Activism and Experimentation:





Social and political activism hold a central place in Takis' life and practice. In 1968, he was of the first visiting fellows at the Center for Advanced Visual Studies at the Massachusetts Institute of Technology in the USA. There he continued to produce works using electromagnetism. He also developed work harnessing renewable energies in conjunction with scientists and engineers. Takis described these collaborators as 'poets' and 'creators'. His residency resulted in a patented device for transforming water currents into electricity. In an effort to democratise art, he also collabotated with engineers in London to produce affordable, mass-produced editions of his sculptures.

In 1969, while living in New York, he physically removed his work from an exhibition at the Museum of Modern Art. It had been exhibited against his wishes. This action led to the formation of the Art Workers' Coalition. It included artists, filmmakers, writers, critics and museum staff. The coalition advocated for museum reform including a less exclusionary exhibition policy in relation to women artists and artists of colour.




Triple Signal, 1976, (bronze, found objects, iron)





Triple Signal, 1976, (bronze, found objects, iron)

Takis' Signals resemble radio receivers. For him, they are 'like electronic antenna, like lightning rods... They constituted a modern hieroglyphic language...'




Insect, 1956, (acrylic sheet, bronze, paint, steel)





Triple Signal, 1976, (bronze, found objects, iron)

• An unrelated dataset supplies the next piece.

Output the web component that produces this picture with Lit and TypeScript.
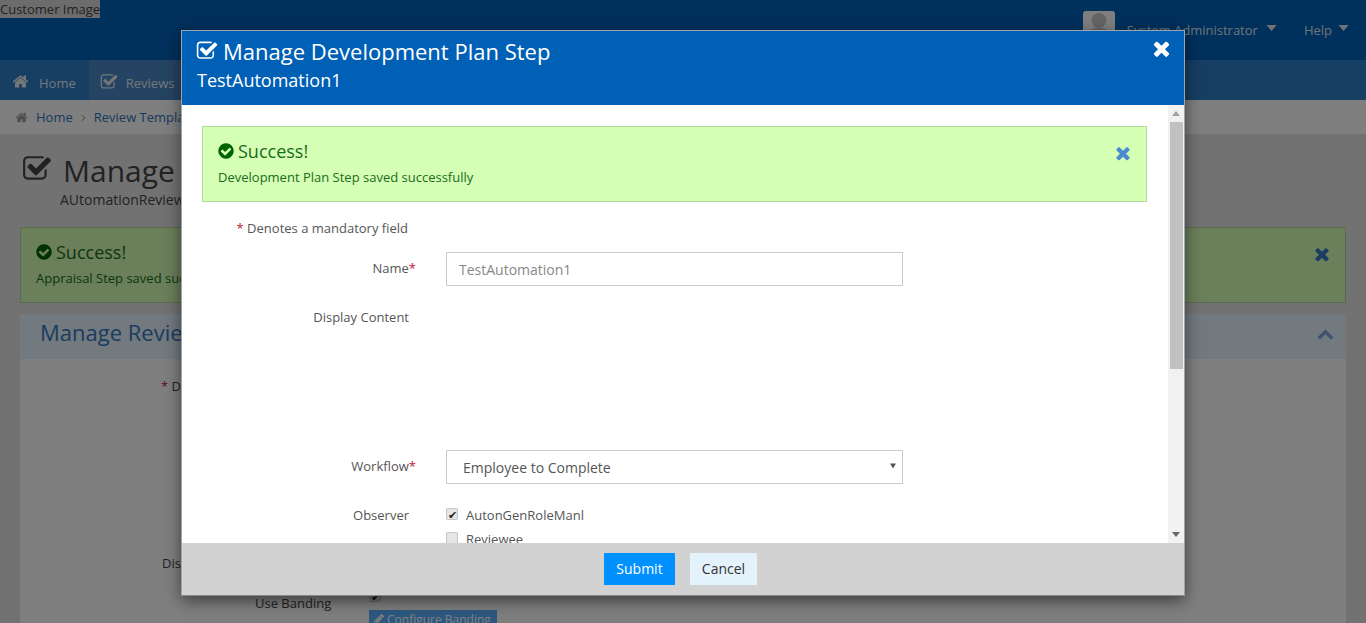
import { LitElement, html, css, svg } from "lit";
import { customElement } from "lit/decorators.js";

const P = {
  times: "M1490 1322q0 40-28 68l-136 136q-28 28-68 28t-68-28l-294-294-294 294q-28 28-68 28t-68-28l-136-136q-28-28-28-68t28-68l294-294-294-294q-28-28-28-68t28-68l136-136q28-28 68-28t68 28l294 294 294-294q28-28 68-28t68 28l136 136q28 28 28 68t-28 68l-294 294 294 294q28 28 28 68z",
  circle: "M1412 734q0-28-18-46l-91-90q-19-19-45-19t-45 19l-408 407-226-226q-19-19-45-19t-45 19l-91 90q-18 18-18 46 0 27 18 45l362 362q19 19 45 19 27 0 46-19l543-543q18-18 18-45zm252 162q0 209-103 385.500t-279.500 279.500-385.500 103-385.500-103-279.500-279.500-103-385.500 103-385.500 279.500-279.500 385.500-103 385.500 103 279.500 279.500 103 385.500z",
  square: "M1472 930v318q0 119-84.500 203.500t-203.500 84.500h-832q-119 0-203.500-84.500t-84.500-203.500v-832q0-119 84.500-203.500t203.500-84.500h832q63 0 117 25 15 7 18 23 3 17-9 29l-49 49q-10 10-23 10-3 0-9-2-23-6-45-6h-832q-66 0-113 47t-47 113v832q0 66 47 113t113 47h832q66 0 113-47t47-113v-254q0-13 9-22l64-64q10-10 23-10 6 0 12 3 20 8 20 29zm231-489l-814 814q-24 24-57 24t-57-24l-430-430q-24-24-24-57t24-57l110-110q24-24 57-24t57 24l263 263 647-647q24-24 57-24t57 24l110 110q24 24 24 57t-24 57z",
  home: "M1472 992v480q0 26-19 45t-45 19h-384v-384h-256v384h-384q-26 0-45-19t-19-45v-480q0-1 .5-3t.5-3l575-474 575 474q1 2 1 6zm223-69l-62 74q-8 9-21 11h-3q-13 0-21-7l-692-577-692 577q-12 8-24 7-13-2-21-11l-62-74q-8-10-7-23.500t11-21.500l719-599q32-26 76-26t76 26l244 204v-195q0-14 9-23t23-9h192q14 0 23 9t9 23v408l219 182q10 8 11 21.500t-7 23.500z",
  chevron: "M1683 1331l-166 165q-19 19-45 19t-45-19l-531-531-531 531q-19 19-45 19t-45-19l-166-165q-19-19-19-45.500t19-45.500l742-741q19-19 45-19t45 19l742 741q19 19 19 45.500t-19 45.500z",
  right: "M1171 960q0 13-10 23l-466 466q-10 10-23 10t-23-10l-50-50q-10-10-10-23t10-23l393-393-393-393q-10-10-10-23t10-23l50-50q10-10 23-10t23 10l466 466q10 10 10 23z",
  pencil: "M491 1536l91-91-235-235-91 91v107h128v128h107zm523-928q0-22-22-22-10 0-17 7l-542 542q-7 7-7 17 0 22 22 22 10 0 17-7l542-542q7-7 7-17zm-54-192l416 416-832 832h-416v-416zm683 96q0 53-37 90l-166 166-416-416 166-165q36-38 90-38 53 0 91 38l235 234q37 39 37 91z",
};

const icon = (d: string, cls: string) =>
  html`<svg class=${cls} viewBox="0 0 1792 1792" fill="currentColor">${svg`<path d=${d}></path>`}</svg>`;
const caret = (cls: string) =>
  html`<svg class="caret ${cls}" viewBox="0 0 12 7" fill="currentColor">${svg`<path d="M0 0h12L6 7z"></path>`}</svg>`;

@customElement("app-root")
export class AppRoot extends LitElement {
  static styles = css`
    :host {
      display: block;
      position: relative;
      height: 623px;
      overflow: hidden;
      font-family: "Open Sans", "Liberation Sans", sans-serif;
      font-size: 13px;
      color: #555;
      background: #e4e4e4;
    }
    svg { display: block; flex: none; }

    /* background page */
    .top {
      height: 60px;
      background: #0060b8;
      display: flex;
      justify-content: space-between;
      align-items: flex-start;
    }
    .customer {
      background: #d8d8d8;
      color: #444;
      font-size: 13px;
      line-height: 18px;
      height: 18px;
    }
    .user {
      display: flex;
      align-items: center;
      padding: 11px 17px 0 0;
      color: #dfe6ee;
      font-size: 13px;
      line-height: 38px;
    }
    .avatar {
      width: 32px;
      height: 38px;
      background: #fff;
      border-radius: 3px;
      color: #c8c8c8;
      margin-right: 12px;
    }
    .user .caret { width: 11px; height: 6px; margin: -4px 27px 0 8px; }
    .user .caret.last { margin: -4px 0 0 6px; }
    .nav {
      height: 40px;
      background: #2e7cc6;
      display: flex;
      color: #e8eef5;
    }
    .nav div {
      display: flex;
      align-items: center;
      padding: 6px 13px 0 12px;
      gap: 10px;
    }
    .nav .home svg { width: 17px; height: 17px; margin-top: -3px; }
    .nav .on { background: #4b86c4; width: 92px; box-sizing: border-box; gap: 8px; padding-left: 11px; }
    .nav .on svg { width: 18px; height: 18px; margin-top: -3px; }
    .crumb {
      height: 34px;
      background: #fff;
      display: flex;
      align-items: center;
      padding-left: 15px;
      color: #2f74b8;
      gap: 7px;
    }
    .crumb svg { width: 13px; height: 13px; color: #999; margin-right: 1px; }
    .crumb .sep { width: 11px; height: 11px; margin: 0 -2px; }
    .content { padding: 0 20px; }
    .pagehead {
      display: flex;
      gap: 11px;
      padding: 18px 0 0 2px;
      height: 93px;
      box-sizing: border-box;
      color: #444;
    }
    .pagehead svg { width: 30px; height: 30px; margin-top: 2px; }
    .pagehead h1 { margin: 0; font-size: 30px; font-weight: 400; line-height: 38px; }
    .pagehead p { margin: 1px 0 0 -3px; font-size: 14px; line-height: 18px; }
    .alert {
      position: relative;
      box-sizing: border-box;
      background: #d4ffb4;
      border: 1px solid #b5d8a0;
      color: #1c6b1c;
      padding: 11px 15px;
      height: 76px;
    }
    .alert .t {
      display: flex;
      align-items: center;
      gap: 3px;
      font-size: 18px;
      line-height: 26px;
    }
    .alert .t svg { width: 18px; height: 18px; color: #006400; margin-left: -1px; }
    .alert .m { font-size: 13px; line-height: 18px; margin-top: 4px; }
    .alert .x {
      position: absolute;
      right: 13px;
      top: 16px;
      width: 20px;
      height: 20px;
      color: #4a8bd0;
    }
    .pagealert .x { color: #3a78c8; }
    .panelhead {
      margin-top: 11px;
      height: 45px;
      background: #e4f2ff;
      display: flex;
      align-items: center;
      justify-content: space-between;
      padding: 0 12px 10px 20px;
      box-sizing: border-box;
      color: #3a78c0;
      font-size: 22px;
    }
    .panelhead svg { width: 17px; height: 17px; color: #7fa9d6; margin-top: 4px; }
    .panelbody {
      background: #fff;
      height: 300px;
      position: relative;
      font-size: 13px;
      color: #444;
    }
    .bg-row { position: absolute; color: #444; }
    .b1 { left: 141px; top: 18px; }
    .b2 { left: 142px; top: 195px; }
    .b3 { left: 235px; top: 235px; }
    .req { color: #c8102e; }
    .mark { position: absolute; left: 349px; top: 233px; }
    .band {
      position: absolute;
      left: 349px;
      top: 251px;
      background: #5cb0ff;
      color: #fff;
      font-size: 12px;
      display: flex;
      align-items: center;
      gap: 2px;
      padding: 0 6px 6px 4px;
      box-sizing: border-box;
      height: 24px;
    }
    .band svg { width: 12px; height: 12px; }

    /* overlay + modal */
    .backdrop { position: absolute; inset: 0; background: rgba(0, 0, 0, 0.5); }
    .modal {
      position: absolute;
      left: 181px;
      top: 30px;
      width: 1004px;
      height: 566px;
      box-sizing: border-box;
      border: 1px solid #9aa5b0;
      border-bottom-color: #888;
      background: #fff;
      display: flex;
      flex-direction: column;
      box-shadow: 0 5px 15px rgba(0, 0, 0, 0.5);
    }
    .mhead {
      position: relative;
      height: 74px;
      flex: none;
      background: #0060b6;
      color: #fff;
      padding: 5px 15px;
      box-sizing: border-box;
    }
    .mtitle { display: flex; align-items: center; gap: 5px; font-size: 22px; line-height: 30px; }
    .mtitle svg { width: 22px; height: 22px; margin-left: -1px; }
    .msub { font-size: 18px; line-height: 24px; margin-top: 2px; }
    .mclose {
      position: absolute;
      right: 11px;
      top: 6px;
      width: 23px;
      height: 23px;
    }
    .mmain { flex: 1; display: flex; min-height: 0; }
    .form { flex: 1; min-width: 0; overflow: hidden; padding: 21px 21px 0 20px; }
    .scroll {
      width: 16px;
      flex: none;
      display: flex;
      flex-direction: column;
      background: #f1f1f1;
    }
    .arrow {
      height: 17px;
      display: flex;
      align-items: center;
      justify-content: center;
      color: #666;
    }
    .arrow svg { width: 8px; height: 5px; }
    .arrow.up svg { transform: rotate(180deg); color: #a3a3a3; }
    .thumb { height: 247px; background: #c1c1c1; margin: 0 1px 0 2px; }
    .grow { flex: 1; }
    .mandatory {
      width: 206px;
      text-align: right;
      line-height: 20px;
      margin-top: 16px;
    }
    .row {
      display: grid;
      grid-template-columns: 214px 457px;
      column-gap: 30px;
      align-items: start;
    }
    .lab { text-align: right; line-height: 18px; }
    .lab .plain { padding-right: 7px; display: block; }
    .field {
      box-sizing: border-box;
      height: 34px;
      border: 1px solid #ccc;
      background: #fff;
      display: flex;
      align-items: center;
      padding: 0 12px;
      font-size: 14px;
      color: #888;
    }
    .select { color: #555; padding: 0 6px 0 16px; justify-content: space-between; }
    .select svg { width: 6px; height: 6px; color: #555; margin-top: -3px; }
    .r-name { margin-top: 14px; }
    .r-name .lab { padding-top: 7px; }
    .r-display { margin-top: 22px; height: 142px; }
    .r-work .lab { padding-top: 7px; }
    .r-obs { margin-top: 22px; }
    .checks { display: flex; flex-direction: column; gap: 6px; }
    .check { display: flex; align-items: center; gap: 8px; line-height: 18px; height: 18px; }
    .box {
      box-sizing: border-box;
      width: 12px;
      height: 12px;
      border: 1px solid #c4c4c4;
      border-radius: 2px;
      background: #e6e6e6;
      margin-top: -2px;
      display: flex;
      align-items: center;
      justify-content: center;
      color: #222;
      font-size: 11px;
      line-height: 1;
    }
    .mfoot {
      flex: none;
      height: 52px;
      background: #d2d2d2;
      display: flex;
      justify-content: center;
      align-items: center;
      gap: 15px;
      padding-right: 5px;
    }
    .btn {
      box-sizing: border-box;
      height: 32px;
      display: flex;
      align-items: center;
      justify-content: center;
      font-size: 14px;
      padding-bottom: 2px;
    }
    .submit { width: 71px; background: #0091ff; color: #fff; }
    .cancel { width: 67px; background: #e4f2fc; color: #333; }
  `;

  render() {
    return html`
      <div class="top">
        <div class="customer">Customer Image</div>
        <div class="user">
          <div class="avatar">
            <svg viewBox="0 0 32 38" width="32" height="38" fill="currentColor">
              ${svg`<circle cx="16" cy="9.500" r="7.500"></circle><path d="M4 24c0-5 5-7 12-7s12 2 12 7v14H4z"></path>`}
            </svg>
          </div>
          <span>System Administrator</span>${caret("")}
          <span>Help</span>${caret("last")}
        </div>
      </div>
      <div class="nav">
        <div class="home">${icon(P.home, "")}<span>Home</span></div>
        <div class="on">${icon(P.square, "")}<span>Reviews</span></div>
      </div>
      <div class="crumb">
        ${icon(P.home, "")}<span>Home</span>${icon(P.right, "sep")}<span>Review Templates</span>
      </div>
      <div class="content">
        <div class="pagehead">
          ${icon(P.square, "")}
          <div><h1>Manage Review</h1><p>AUtomationReview</p></div>
        </div>
        <div class="alert pagealert">
          <div class="t">${icon(P.circle, "")}<span>Success!</span></div>
          <div class="m">Appraisal Step saved successfully</div>
          ${icon(P.times, "x")}
        </div>
        <div class="panelhead"><span>Manage Review</span>${icon(P.chevron, "")}</div>
        <div class="panelbody">
          <div class="bg-row b1"><span class="req">*</span> Display Name</div>
          <div class="bg-row b2">Display Content</div>
          <div class="bg-row b3">Use Banding</div>
          <div class="mark"><span class="box">✔</span></div>
          <div class="band">${icon(P.pencil, "")}<span>Configure Banding</span></div>
        </div>
      </div>

      <div class="backdrop"></div>

      <div class="modal">
        <div class="mhead">
          <div class="mtitle">${icon(P.square, "")}<span>Manage Development Plan Step</span></div>
          <div class="msub">TestAutomation1</div>
          ${icon(P.times, "mclose")}
        </div>
        <div class="mmain">
          <div class="form">
            <div class="alert">
              <div class="t">${icon(P.circle, "")}<span>Success!</span></div>
              <div class="m">Development Plan Step saved successfully</div>
              ${icon(P.times, "x")}
            </div>
            <div class="mandatory"><span class="req">*</span> Denotes a mandatory field</div>
            <div class="row r-name">
              <div class="lab">Name<span class="req">*</span></div>
              <div class="field">TestAutomation1</div>
            </div>
            <div class="row r-display">
              <div class="lab"><span class="plain">Display Content</span></div>
              <div></div>
            </div>
            <div class="row r-work">
              <div class="lab">Workflow<span class="req">*</span></div>
              <div class="field select">
                <span>Employee to Complete</span>
                <svg viewBox="0 0 7 6" fill="currentColor">${svg`<path d="M0 0h7L3.500 6z"></path>`}</svg>
              </div>
            </div>
            <div class="row r-obs">
              <div class="lab"><span class="plain">Observer</span></div>
              <div class="checks">
                <div class="check"><span class="box">✔</span><span>AutonGenRoleManl</span></div>
                <div class="check"><span class="box"></span><span>Reviewee</span></div>
              </div>
            </div>
          </div>
          <div class="scroll">
            <div class="arrow up"><svg viewBox="0 0 8 5" fill="currentColor">${svg`<path d="M0 0h8L4 5z"></path>`}</svg></div>
            <div class="thumb"></div>
            <div class="grow"></div>
            <div class="arrow"><svg viewBox="0 0 8 5" fill="currentColor">${svg`<path d="M0 0h8L4 5z"></path>`}</svg></div>
          </div>
        </div>
        <div class="mfoot">
          <div class="btn submit">Submit</div>
          <div class="btn cancel">Cancel</div>
        </div>
      </div>
    `;
  }
}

Takis' Signals sculptures from the 1970s include bomb fragments from the Greek Civil War. They were gathered from the hillside around his Athens studio. The use of these materials transforms the remnants of war into monuments of beauty and contemplation. Formed by an explosion, the bomb fragments also relate to his fascination with all manifestations of energy, from the subtle to the dramatic. 'Sometimes I explode materials in order to increase the flow of energy and observe the effect'.